How this MOT Alumni Made the Most of Her MBA Journey
The CMC sat down with Aina Aliieva to discuss her MBA journey. She discussed the challenges she faced as an international student and what she learned from overcoming them!
MOT MBA Alumni Aina moved from Ukraine to Canada to pursue business through completing an MBA. An international student with English as her third language, Aina faced many challenges during her first few months in the new country. However, it was ultimately the sacrifices she made and her eagerness to seek the uncertainty outside of her comfort zone that shaped her into the strong individual she is today.
Throughout Aina’s MOT MBA at the Beedie School of Business, she was heavily involved in extracurricular activities that enabled her to leave a positive impact on the SFU community. We got the opportunity to sit down with Aina and learn how she made the most of her MOT MBA degree.
Aina discussed her change in career objective whilst pursing her MOT MBA:
“Before my MBA, I studied electrical engineering in Ukraine. I was a self-taught project manager and managed over 40 people in a power plant. Although I enjoyed the leadership experience [of a project manager], I did not want to continue working at a power plant; which led me to start my MBA journey.” Aina said.
She further remarked that, “getting involved throughout my degree, I discovered a passion for [giving back to] the community. Currently, I am starting my own business to drive myself towards an entrepreneurial path.”
As an international student, Aina shared how she faced and overcame multiple challenges:
Aina emphasized that, “moving from Ukraine to Canada was extremely difficult. I had to almost learn everything from scratch because everything was different - the language, the transit, even the food. There were many times where I felt like packing my bags and just head back home. However, I realized that if I leave, I would never have the chance to come back. So, I decided to persevere through the struggles and face my challenges head-on.”
Confidently, she further stated that, “by overcoming my challenges in cultural change and managing the difficult coursework in my first year of my MBA, I learned how to be flexible in various situations. By engaging myself in the western culture and bringing in my diverse background from Ukraine, a strength I gained [through this experience] was the ability to think in different perspectives. Now when I encounter challenges, I don’t just see it from one perspective, but from many.”
When asked ‘what was one thing she would have done differently during her MOT journey’, Aina reflected:
“I would have stepped out of my comfort zone more, especially in the classroom setting. I felt like I was often the shy person in the class and who didn’t really speak up during class discussions, also because my English wasn’t as good. I wish I had taken the initiative to participate in class more often, as it would have improved my critical thinking and communication.”
After Aina felt as though she did not gain much value in her first year, she decided to engage in extracurricular involvements:
Case competitions gave Aina the opportunity to apply what she learned in the classroom. “During my 24-hour case competitions, I learned more in 2 days than in 2 years of my MBA. From case competitions, I valued what I learned from my teammates, as they would bring in their own expertise and unique perspectives to the team.
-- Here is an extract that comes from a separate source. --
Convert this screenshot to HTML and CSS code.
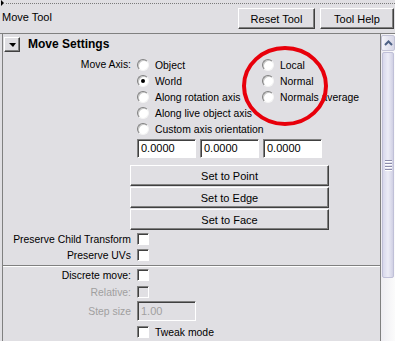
FILE: index.html
```html
<!DOCTYPE html>
<html lang="en">
  <head>
    <meta charset="UTF-8" />
    <title>Move Tool</title>
    <link rel="stylesheet" href="styles.css">
  </head>
  <body>
    <div class="dots_row"><span class="dots_arrow"></span><span class="dots_line"></span></div>
    <div class="tool_row">
      <span class="tool_name">Move Tool</span>
      <button class="btn btn_top btn_reset">Reset Tool</button>
      <button class="btn btn_top btn_help">Tool Help</button>
    </div>

    <div class="frame">
      <div class="panel">
        <div class="section_head">
          <span class="btn fold"><span class="fold_tri"></span></span>
          <span class="section_title">Move Settings</span>
        </div>

        <!-- move axis -->
        <div class="row axis_row">
          <span class="lbl">Move Axis:</span>
          <div class="axis_grid">
            <label class="opt"><span class="radio"></span>Object</label>
            <label class="opt"><span class="radio on"></span>World</label>
            <label class="opt"><span class="radio"></span>Along rotation axis</label>
            <label class="opt"><span class="radio"></span>Along live object axis</label>
            <label class="opt"><span class="radio"></span>Custom axis orientation</label>
            <label class="opt"><span class="radio"></span>Local</label>
            <label class="opt"><span class="radio"></span>Normal</label>
            <label class="opt"><span class="radio"></span>Normals average</label>
          </div>
        </div>

        <div class="fields">
          <span class="field">0.0000</span>
          <span class="field">0.0000</span>
          <span class="field">0.0000</span>
        </div>

        <div class="set_btns">
          <button class="btn btn_set">Set to Point</button>
          <button class="btn btn_set">Set to Edge</button>
          <button class="btn btn_set">Set to Face</button>
        </div>

        <div class="row check_row first_check">
          <span class="lbl">Preserve Child Transform</span>
          <span class="check"></span>
        </div>
        <div class="row check_row">
          <span class="lbl">Preserve UVs</span>
          <span class="check"></span>
        </div>

        <div class="sep"></div>

        <div class="row check_row discrete">
          <span class="lbl">Discrete move:</span>
          <span class="check"></span>
        </div>
        <div class="row check_row off">
          <span class="lbl">Relative:</span>
          <span class="check dis"></span>
        </div>
        <div class="row step_row off">
          <span class="lbl">Step size</span>
          <span class="field field_dis">1.00</span>
        </div>
        <div class="row check_row tweak">
          <span class="lbl"></span>
          <label class="opt"><span class="check"></span>Tweak mode</label>
        </div>
      </div>

      <div class="scrollbar">
        <div class="sb_up">
          <svg width="9" height="6" viewBox="0 0 9 6"><path d="M1 5 L4.5 1.5 L8 5" fill="none" stroke="#4d6185" stroke-width="2"/></svg>
        </div>
        <div class="sb_thumb">
          <span class="grip"></span><span class="grip"></span><span class="grip"></span><span class="grip"></span>
        </div>
        <div class="sb_track"></div>
      </div>
    </div>

    <svg class="mark" width="395" height="341" viewBox="0 0 395 341">
      <ellipse cx="285" cy="86" rx="41" ry="38" fill="none" stroke="#e8000b" stroke-width="4"/>
    </svg>
  </body>
</html>
```

FILE: styles.css
```css
  /* 기본 */
  body {
    margin: 0;
    width: 395px;
    height: 341px;
    overflow: hidden;
    background: #e0dfe3;
    font-family: "Liberation Sans", Arial, sans-serif;
    font-size: 10.4px;
    color: #000;
    position: relative;
  }

  /* 상단 점선 */
  .dots_row {
    display: flex;
    align-items: center;
    height: 6px;
  }
  .dots_arrow {
    width: 0;
    height: 0;
    margin-left: 1px;
    border-left: 3px solid #000;
    border-top: 3px solid transparent;
    border-bottom: 3px solid transparent;
  }
  .dots_line {
    flex: 1;
    margin-left: 2px;
    border-top: 1px dotted #7a7a7a;
  }

  /* 툴 이름 + 버튼 */
  .tool_row {
    display: flex;
    align-items: center;
    height: 21px;
    margin-top: 2px;
  }
  .tool_name {
    margin-left: 2px;
    margin-top: -3px;
    font-size: 11px;
  }

  .btn {
    background: #e0dfe3;
    border: 1px solid;
    border-color: #fff #404040 #404040 #fff;
    box-shadow: inset -1px -1px #808080;
    font-family: "Liberation Sans", Arial, sans-serif;
    font-size: 11px;
    color: #000;
    padding: 0;
    box-sizing: border-box;
  }
  .btn_top {
    height: 21px;
  }
  .btn_reset {
    margin-left: auto;
    width: 77px;
  }
  .btn_help {
    margin-left: 5px;
    margin-right: 1px;
    width: 74px;
  }

  /* 프레임 */
  .frame {
    display: flex;
    margin-top: 4px;
    border-top: 1px solid #808080;
    height: 307px;
  }
  .panel {
    flex: 1;
    margin-left: 2px;
    border-left: 1px solid #808080;
    border-right: 1px solid #808080;
  }

  .section_head {
    display: flex;
    align-items: center;
    height: 19px;
  }
  .fold {
    display: flex;
    align-items: center;
    justify-content: center;
    width: 16px;
    height: 15px;
    margin-left: 1px;
    margin-top: 1px;
  }
  .fold_tri {
    width: 0;
    height: 0;
    margin-top: 1px;
    border-top: 4px solid #000;
    border-left: 4px solid transparent;
    border-right: 3px solid transparent;
  }
  .section_title {
    margin-left: 8px;
    font-size: 12px;
    font-weight: bold;
  }

  /* 행 */
  .row {
    display: flex;
    align-items: center;
  }
  .lbl {
    width: 128px;
    margin-right: 6px;
    flex-shrink: 0;
    text-align: right;
    white-space: nowrap;
  }
  .axis_row {
    align-items: flex-start;
    margin-top: 4px;
  }
  .axis_row .lbl {
    line-height: 16px;
  }
  .axis_grid {
    display: grid;
    grid-template-columns: 125px auto;
    grid-template-rows: repeat(5, 16px);
    grid-auto-flow: column;
  }
  .opt {
    display: flex;
    align-items: center;
    white-space: nowrap;
  }

  .radio {
    flex-shrink: 0;
    width: 12px;
    height: 12px;
    margin-right: 6px;
    box-sizing: border-box;
    border-radius: 50%;
    border: 1px solid;
    border-color: #808080 #f4f4f4 #f4f4f4 #808080;
    box-shadow: inset 1px 1px #c8c8c8;
    background: #fff;
    position: relative;
  }
  .radio.on::after {
    content: "";
    position: absolute;
    left: 3px;
    top: 3px;
    width: 4px;
    height: 4px;
    border-radius: 50%;
    background: #000;
  }

  .check {
    flex-shrink: 0;
    width: 12px;
    height: 12px;
    box-sizing: border-box;
    border: 1px solid;
    border-color: #808080 #fff #fff #808080;
    box-shadow: inset 1px 1px #404040;
    background: #fff;
  }
  .check.dis {
    background: #e0dfe3;
  }
  .opt .check {
    margin-right: 6px;
  }

  /* 입력칸 */
  .fields {
    display: flex;
    gap: 4px;
    margin: 2px 0 0 134px;
  }
  .field {
    width: 59px;
    height: 19px;
    line-height: 17px;
    padding-left: 3px;
    box-sizing: border-box;
    border: 1px solid;
    border-color: #808080 #fff #fff #808080;
    box-shadow: inset 1px 1px #404040;
    background: #fff;
    font-size: 11px;
  }
  .field_dis {
    width: 59px;
    height: 20px;
    line-height: 18px;
    background: #e0dfe3;
    color: #a0a0a0;
  }

  /* Set to 버튼 */
  .set_btns {
    display: flex;
    flex-direction: column;
    gap: 1px;
    width: 199px;
    margin: 7px 0 0 127px;
  }
  .btn_set {
    height: 21px;
  }

  .check_row {
    height: 16px;
  }
  .first_check {
    margin-top: 1px;
  }

  .sep {
    margin-top: 2px;
    border-top: 1px solid #808080;
    border-bottom: 1px solid #fff;
  }

  .off .lbl {
    color: #a0a0a0;
  }
  .off.check_row {
    margin-top: 1px;
  }
  .step_row {
    height: 20px;
    margin-top: 1px;
  }
  .tweak {
    margin-top: 3px;
  }

  /* 스크롤바 */
  .scrollbar {
    width: 14px;
    display: flex;
    flex-direction: column;
    background: linear-gradient(to right, #eeedf2, #fbfbfb);
  }
  .sb_up {
    height: 16px;
    margin-top: 1px;
    display: flex;
    align-items: center;
    justify-content: center;
    box-sizing: border-box;
    border: 1px solid #c3c3d6;
    border-radius: 2px;
    background: linear-gradient(to right, #f4f4fa, #d6d6e6);
  }
  .sb_thumb {
    height: 226px;
    margin: 1px 1px 0 1px;
    box-sizing: border-box;
    border: 1px solid #c0c0d8;
    border-radius: 2px;
    background: linear-gradient(to right, #d8d8ec, #ececf6 50%, #d0d0e4);
    display: flex;
    flex-direction: column;
    align-items: center;
    justify-content: center;
    gap: 1px;
  }
  .grip {
    width: 7px;
    height: 1px;
    background: #8c8cab;
    border-bottom: 1px solid #fff;
  }
  .sb_track {
    flex: 1;
  }

  /* 빨간 동그라미 표시 */
  .mark {
    position: absolute;
    left: 0;
    top: 0;
    pointer-events: none;
  }
```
Although it was rewarding to place first and second in multiple case competitions across Canada, I learned a lot more from failing and not placing at all. Being able to compare my successes and failures, I can see what went wrong, and improve [that component] in the future!”
Another one of Aina’s most memorable involvements at SFU was Toastmasters. She shared: “Toastmasters is a club focused towards improving individual public speaking skills. From preparing speeches and presenting them in front of multiple evaluators, I got to improve my speaking skills and learn from the feedback provided. There were also activities where the facilitator will pick a student randomly to present a topic immediately, where students can build critical thinking skills on top of public speaking. I now serve as a mentor for current Toastmasters students in order to give back to the SFU Toastmasters community.” she said in an enthusiastic voice.
Aina explains why current students should get involved with extracurricular activities.
She indicated that, “for me, over 70% of what I learned during my MOT MBA was learned outside the classroom. Although lectures taught me a lot about business, it was opportunities outside the lecture, [like case competitions], that taught me how to apply the classroom knowledge into the real world.”
She added, “I would highly recommend students to get involved with extracurricular activities not just because of the new skills they pick up, but also because of the opportunity to meet new people and grow their network! Getting involved is also a very fun experience, because students can experience something they enjoy outside the classroom setting.”
The advice she offers for current graduate students:
“My biggest advice for current graduate students is ‘plan your time in advance’. MBA students often don’t have lots of free time, especially if they have a family. If students find free time, I would highly suggest getting involved with extracurriculars, because this is the best way to make the most of an MBA degree!” Aina emphasized.
Lastly, she expressed to current students that “When you are seeking a career path. Look for a company that really fits with who you are, even if this means applying for multiple companies until you find the right one. Don’t change yourself and your interests for the sake of just getting any job offer, because you are not going like the working there in the long run.”
Thank you Aina for sharing your insights and how you made the most of your MBA journey!